__Task description__. Give again, word for word, the lines below that run from the line with "Output the component" through the line with "type Kind = 'open' | 'closed' | 'leaf';". Drop the pictures.

__Supplied data__.
━━━━━━━━━━━━━━━━━━━━
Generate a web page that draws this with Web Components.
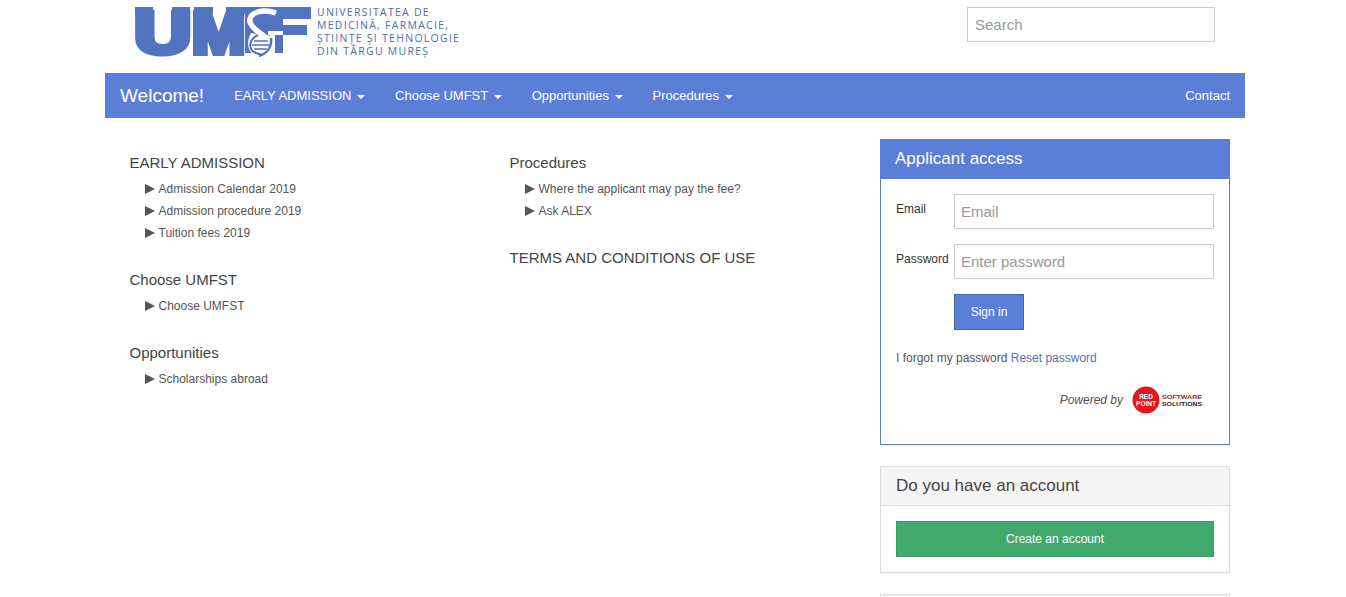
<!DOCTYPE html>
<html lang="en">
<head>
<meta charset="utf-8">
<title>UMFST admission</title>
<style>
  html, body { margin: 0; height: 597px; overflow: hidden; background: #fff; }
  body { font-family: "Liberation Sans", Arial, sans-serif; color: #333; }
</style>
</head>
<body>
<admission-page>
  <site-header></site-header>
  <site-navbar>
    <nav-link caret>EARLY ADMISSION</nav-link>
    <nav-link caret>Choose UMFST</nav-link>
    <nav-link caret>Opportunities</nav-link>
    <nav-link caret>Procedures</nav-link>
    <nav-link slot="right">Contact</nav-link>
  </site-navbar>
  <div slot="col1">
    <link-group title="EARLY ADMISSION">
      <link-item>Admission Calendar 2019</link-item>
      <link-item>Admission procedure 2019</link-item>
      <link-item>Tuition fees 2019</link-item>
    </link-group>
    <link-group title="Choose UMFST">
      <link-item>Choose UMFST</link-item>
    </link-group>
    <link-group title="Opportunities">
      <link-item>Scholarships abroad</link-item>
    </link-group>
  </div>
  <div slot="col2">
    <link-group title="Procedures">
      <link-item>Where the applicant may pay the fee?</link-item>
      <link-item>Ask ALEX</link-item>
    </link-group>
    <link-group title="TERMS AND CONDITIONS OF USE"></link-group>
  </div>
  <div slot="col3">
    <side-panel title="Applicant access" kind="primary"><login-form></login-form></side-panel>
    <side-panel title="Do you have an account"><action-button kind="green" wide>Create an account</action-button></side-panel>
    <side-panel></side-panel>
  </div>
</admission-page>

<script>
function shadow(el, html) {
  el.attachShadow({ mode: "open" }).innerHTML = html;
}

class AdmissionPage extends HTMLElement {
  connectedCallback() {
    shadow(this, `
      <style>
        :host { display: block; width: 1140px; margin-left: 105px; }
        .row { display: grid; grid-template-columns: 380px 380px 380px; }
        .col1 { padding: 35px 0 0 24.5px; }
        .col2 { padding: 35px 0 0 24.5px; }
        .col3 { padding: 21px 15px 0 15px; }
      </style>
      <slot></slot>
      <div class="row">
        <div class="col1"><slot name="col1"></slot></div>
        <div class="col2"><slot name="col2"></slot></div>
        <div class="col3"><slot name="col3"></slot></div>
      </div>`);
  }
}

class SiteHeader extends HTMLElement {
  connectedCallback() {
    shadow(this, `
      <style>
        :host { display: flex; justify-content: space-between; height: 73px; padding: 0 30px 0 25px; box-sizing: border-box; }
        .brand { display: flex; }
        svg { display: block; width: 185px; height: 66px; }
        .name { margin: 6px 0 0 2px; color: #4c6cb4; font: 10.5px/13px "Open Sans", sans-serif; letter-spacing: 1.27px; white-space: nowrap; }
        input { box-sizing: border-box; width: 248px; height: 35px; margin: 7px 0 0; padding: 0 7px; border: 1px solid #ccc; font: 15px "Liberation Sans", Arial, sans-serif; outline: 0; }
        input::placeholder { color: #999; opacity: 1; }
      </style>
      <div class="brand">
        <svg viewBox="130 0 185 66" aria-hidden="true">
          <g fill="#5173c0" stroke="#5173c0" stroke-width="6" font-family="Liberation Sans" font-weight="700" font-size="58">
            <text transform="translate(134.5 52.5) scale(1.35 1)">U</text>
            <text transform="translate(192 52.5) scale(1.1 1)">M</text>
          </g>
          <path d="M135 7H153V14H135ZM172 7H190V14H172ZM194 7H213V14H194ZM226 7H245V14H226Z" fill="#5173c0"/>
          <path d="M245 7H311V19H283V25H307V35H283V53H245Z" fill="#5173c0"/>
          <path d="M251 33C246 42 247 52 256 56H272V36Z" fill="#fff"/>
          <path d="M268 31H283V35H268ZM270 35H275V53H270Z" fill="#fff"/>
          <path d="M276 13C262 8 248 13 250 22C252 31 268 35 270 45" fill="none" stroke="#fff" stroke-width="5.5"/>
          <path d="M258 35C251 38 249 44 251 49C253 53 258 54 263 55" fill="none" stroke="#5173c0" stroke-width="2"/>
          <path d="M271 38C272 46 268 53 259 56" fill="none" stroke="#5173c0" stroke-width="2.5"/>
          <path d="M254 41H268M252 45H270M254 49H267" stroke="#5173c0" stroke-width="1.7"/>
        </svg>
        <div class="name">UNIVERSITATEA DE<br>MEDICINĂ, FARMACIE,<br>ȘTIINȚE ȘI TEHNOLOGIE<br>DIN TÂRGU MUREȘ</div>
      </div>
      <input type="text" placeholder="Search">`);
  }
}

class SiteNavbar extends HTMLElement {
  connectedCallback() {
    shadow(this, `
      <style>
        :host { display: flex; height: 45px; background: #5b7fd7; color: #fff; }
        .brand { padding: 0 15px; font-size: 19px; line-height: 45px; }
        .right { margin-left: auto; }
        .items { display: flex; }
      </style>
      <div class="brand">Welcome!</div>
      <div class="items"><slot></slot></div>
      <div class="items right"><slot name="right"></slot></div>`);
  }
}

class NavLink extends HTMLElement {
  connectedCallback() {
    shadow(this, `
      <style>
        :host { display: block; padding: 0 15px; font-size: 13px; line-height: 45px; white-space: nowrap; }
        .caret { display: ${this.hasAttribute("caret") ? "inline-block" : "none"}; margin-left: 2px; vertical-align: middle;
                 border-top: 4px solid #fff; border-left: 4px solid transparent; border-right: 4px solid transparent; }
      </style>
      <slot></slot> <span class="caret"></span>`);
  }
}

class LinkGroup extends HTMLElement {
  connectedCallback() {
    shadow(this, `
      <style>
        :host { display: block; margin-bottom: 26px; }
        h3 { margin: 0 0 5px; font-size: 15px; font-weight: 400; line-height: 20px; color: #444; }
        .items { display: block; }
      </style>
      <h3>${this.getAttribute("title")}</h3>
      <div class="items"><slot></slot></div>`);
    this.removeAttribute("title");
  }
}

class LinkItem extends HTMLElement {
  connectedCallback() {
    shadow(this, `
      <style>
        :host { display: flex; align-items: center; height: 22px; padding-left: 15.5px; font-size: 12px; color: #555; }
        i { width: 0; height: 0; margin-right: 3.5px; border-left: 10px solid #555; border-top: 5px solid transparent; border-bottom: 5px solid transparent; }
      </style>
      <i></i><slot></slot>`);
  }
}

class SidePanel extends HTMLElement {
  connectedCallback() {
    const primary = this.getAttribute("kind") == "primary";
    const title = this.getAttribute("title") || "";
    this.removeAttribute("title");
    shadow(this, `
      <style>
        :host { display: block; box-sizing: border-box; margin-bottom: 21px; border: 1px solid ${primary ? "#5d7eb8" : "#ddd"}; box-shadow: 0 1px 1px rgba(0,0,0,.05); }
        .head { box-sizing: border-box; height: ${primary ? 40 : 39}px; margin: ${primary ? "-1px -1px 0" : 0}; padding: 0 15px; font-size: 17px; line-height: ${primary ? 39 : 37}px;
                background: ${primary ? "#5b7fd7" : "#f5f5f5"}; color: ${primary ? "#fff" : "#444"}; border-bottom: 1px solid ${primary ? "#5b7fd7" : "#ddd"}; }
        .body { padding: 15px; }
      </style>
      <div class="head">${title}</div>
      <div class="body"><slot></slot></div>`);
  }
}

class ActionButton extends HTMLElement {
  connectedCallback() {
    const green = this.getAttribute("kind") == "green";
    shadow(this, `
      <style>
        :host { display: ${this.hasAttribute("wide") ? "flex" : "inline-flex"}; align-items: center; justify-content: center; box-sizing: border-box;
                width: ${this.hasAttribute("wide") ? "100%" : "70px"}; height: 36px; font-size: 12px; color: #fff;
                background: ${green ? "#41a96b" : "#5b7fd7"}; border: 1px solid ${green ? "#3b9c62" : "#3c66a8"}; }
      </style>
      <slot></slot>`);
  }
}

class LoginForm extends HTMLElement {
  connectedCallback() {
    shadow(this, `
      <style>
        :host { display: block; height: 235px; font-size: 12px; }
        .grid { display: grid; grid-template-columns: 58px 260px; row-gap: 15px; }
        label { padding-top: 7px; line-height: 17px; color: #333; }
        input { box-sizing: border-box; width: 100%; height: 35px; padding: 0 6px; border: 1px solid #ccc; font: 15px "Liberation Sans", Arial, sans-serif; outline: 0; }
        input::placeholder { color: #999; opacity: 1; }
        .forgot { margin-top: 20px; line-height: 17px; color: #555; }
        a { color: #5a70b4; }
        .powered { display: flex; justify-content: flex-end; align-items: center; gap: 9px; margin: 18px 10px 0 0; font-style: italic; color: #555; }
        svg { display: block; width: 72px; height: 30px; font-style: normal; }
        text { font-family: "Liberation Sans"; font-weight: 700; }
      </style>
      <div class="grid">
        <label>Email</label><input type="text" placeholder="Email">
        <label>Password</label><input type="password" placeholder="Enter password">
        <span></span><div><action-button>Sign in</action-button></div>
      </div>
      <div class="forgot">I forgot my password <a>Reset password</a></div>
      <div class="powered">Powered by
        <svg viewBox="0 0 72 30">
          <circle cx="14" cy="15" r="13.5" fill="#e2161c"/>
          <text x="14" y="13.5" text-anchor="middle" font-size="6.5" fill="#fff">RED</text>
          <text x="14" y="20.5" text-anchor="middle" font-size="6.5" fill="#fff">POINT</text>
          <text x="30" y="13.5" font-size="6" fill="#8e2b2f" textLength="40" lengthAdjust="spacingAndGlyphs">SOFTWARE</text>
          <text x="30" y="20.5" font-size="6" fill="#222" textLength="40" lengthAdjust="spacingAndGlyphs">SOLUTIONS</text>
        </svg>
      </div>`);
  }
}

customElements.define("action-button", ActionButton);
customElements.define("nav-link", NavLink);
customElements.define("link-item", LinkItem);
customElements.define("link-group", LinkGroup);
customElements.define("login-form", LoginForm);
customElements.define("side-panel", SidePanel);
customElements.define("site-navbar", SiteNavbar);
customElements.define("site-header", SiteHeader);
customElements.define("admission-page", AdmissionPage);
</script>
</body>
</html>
━━━━━━━━━━━━━━━━━━━━
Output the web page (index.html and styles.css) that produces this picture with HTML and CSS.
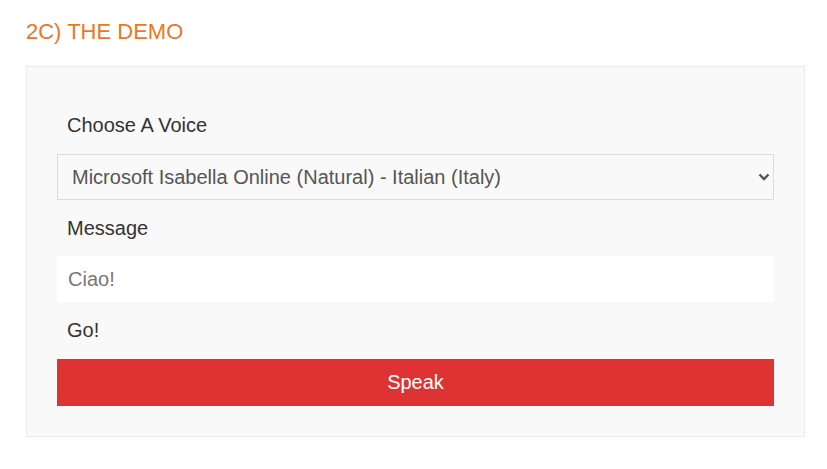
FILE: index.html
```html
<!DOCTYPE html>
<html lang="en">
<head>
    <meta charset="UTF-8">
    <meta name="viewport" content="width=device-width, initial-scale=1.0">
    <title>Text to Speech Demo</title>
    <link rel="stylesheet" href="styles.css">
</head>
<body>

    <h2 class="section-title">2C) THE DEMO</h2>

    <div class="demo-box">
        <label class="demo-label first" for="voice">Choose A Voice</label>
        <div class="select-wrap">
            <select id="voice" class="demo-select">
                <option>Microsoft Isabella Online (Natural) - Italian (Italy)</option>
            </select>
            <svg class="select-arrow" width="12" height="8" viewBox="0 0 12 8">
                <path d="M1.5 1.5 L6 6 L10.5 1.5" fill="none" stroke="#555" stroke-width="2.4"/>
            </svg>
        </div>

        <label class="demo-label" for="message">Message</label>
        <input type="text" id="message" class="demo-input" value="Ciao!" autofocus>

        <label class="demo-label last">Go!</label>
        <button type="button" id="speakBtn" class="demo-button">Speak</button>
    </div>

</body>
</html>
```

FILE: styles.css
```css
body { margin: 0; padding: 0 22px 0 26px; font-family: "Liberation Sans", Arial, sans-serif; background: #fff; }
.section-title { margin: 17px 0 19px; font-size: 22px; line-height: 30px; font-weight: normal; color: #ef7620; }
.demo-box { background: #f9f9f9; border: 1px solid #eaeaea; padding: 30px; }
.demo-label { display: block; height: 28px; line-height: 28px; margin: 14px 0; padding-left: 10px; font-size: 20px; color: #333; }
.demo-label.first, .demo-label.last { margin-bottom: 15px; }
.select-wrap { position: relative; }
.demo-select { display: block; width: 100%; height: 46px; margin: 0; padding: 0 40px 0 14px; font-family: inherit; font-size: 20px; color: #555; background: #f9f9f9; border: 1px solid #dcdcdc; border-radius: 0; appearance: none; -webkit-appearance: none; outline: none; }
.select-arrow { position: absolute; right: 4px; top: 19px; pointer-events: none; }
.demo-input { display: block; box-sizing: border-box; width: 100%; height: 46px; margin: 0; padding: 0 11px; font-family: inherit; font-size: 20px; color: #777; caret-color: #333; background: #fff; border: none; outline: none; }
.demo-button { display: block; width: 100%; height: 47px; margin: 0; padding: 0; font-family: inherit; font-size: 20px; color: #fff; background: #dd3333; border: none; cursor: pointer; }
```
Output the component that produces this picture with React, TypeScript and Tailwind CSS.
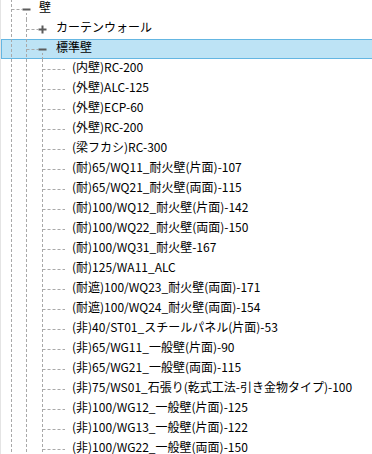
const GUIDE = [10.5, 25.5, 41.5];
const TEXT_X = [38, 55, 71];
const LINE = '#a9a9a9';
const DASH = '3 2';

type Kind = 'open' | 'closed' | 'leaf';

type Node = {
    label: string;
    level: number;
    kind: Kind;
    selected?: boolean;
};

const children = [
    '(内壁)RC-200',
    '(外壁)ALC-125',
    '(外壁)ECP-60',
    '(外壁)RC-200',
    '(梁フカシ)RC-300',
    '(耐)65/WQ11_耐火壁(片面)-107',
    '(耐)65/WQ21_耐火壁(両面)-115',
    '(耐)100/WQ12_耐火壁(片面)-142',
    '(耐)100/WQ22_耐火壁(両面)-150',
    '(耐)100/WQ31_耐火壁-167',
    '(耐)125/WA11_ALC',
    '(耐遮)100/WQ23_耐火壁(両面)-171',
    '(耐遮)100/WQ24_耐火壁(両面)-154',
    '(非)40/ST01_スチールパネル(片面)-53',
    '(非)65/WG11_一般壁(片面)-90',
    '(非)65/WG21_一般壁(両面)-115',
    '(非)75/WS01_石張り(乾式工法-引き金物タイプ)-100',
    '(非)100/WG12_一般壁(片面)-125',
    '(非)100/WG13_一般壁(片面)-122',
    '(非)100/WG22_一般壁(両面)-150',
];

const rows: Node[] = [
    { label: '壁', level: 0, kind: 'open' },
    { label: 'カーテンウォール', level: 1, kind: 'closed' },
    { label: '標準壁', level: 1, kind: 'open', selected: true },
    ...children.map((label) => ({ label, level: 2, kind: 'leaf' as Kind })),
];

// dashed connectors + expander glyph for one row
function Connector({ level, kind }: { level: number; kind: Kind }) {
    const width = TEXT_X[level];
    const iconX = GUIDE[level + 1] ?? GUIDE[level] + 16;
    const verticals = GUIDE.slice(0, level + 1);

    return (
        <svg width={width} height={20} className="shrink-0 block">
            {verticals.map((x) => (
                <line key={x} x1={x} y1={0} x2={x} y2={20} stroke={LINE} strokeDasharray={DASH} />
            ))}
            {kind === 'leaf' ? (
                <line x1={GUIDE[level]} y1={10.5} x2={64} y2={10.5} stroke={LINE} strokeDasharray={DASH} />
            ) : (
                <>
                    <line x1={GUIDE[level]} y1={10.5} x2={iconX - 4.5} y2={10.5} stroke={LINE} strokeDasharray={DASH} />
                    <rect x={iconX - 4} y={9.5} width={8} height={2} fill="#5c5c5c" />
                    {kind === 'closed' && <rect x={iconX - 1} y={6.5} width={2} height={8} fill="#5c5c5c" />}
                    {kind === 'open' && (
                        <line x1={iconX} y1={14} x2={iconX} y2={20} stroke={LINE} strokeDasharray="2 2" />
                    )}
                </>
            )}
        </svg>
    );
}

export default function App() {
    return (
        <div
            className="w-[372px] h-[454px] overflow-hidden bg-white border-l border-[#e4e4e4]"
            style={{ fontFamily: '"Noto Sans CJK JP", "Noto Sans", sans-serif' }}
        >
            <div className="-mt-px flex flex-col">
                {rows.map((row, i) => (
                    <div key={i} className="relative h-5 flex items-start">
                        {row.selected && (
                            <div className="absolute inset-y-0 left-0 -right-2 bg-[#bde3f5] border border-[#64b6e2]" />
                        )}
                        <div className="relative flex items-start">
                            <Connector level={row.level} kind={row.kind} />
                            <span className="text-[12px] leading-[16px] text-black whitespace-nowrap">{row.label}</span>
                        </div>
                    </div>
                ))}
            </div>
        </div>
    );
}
━━━━━━━━━━━━━━━━━━━━
__Response to this task__.
Output the component that produces this picture with React, TypeScript and Tailwind CSS.
const GUIDE = [10.5, 25.5, 41.5];
const TEXT_X = [38, 55, 71];
const LINE = '#a9a9a9';
const DASH = '3 2';

type Kind = 'open' | 'closed' | 'leaf';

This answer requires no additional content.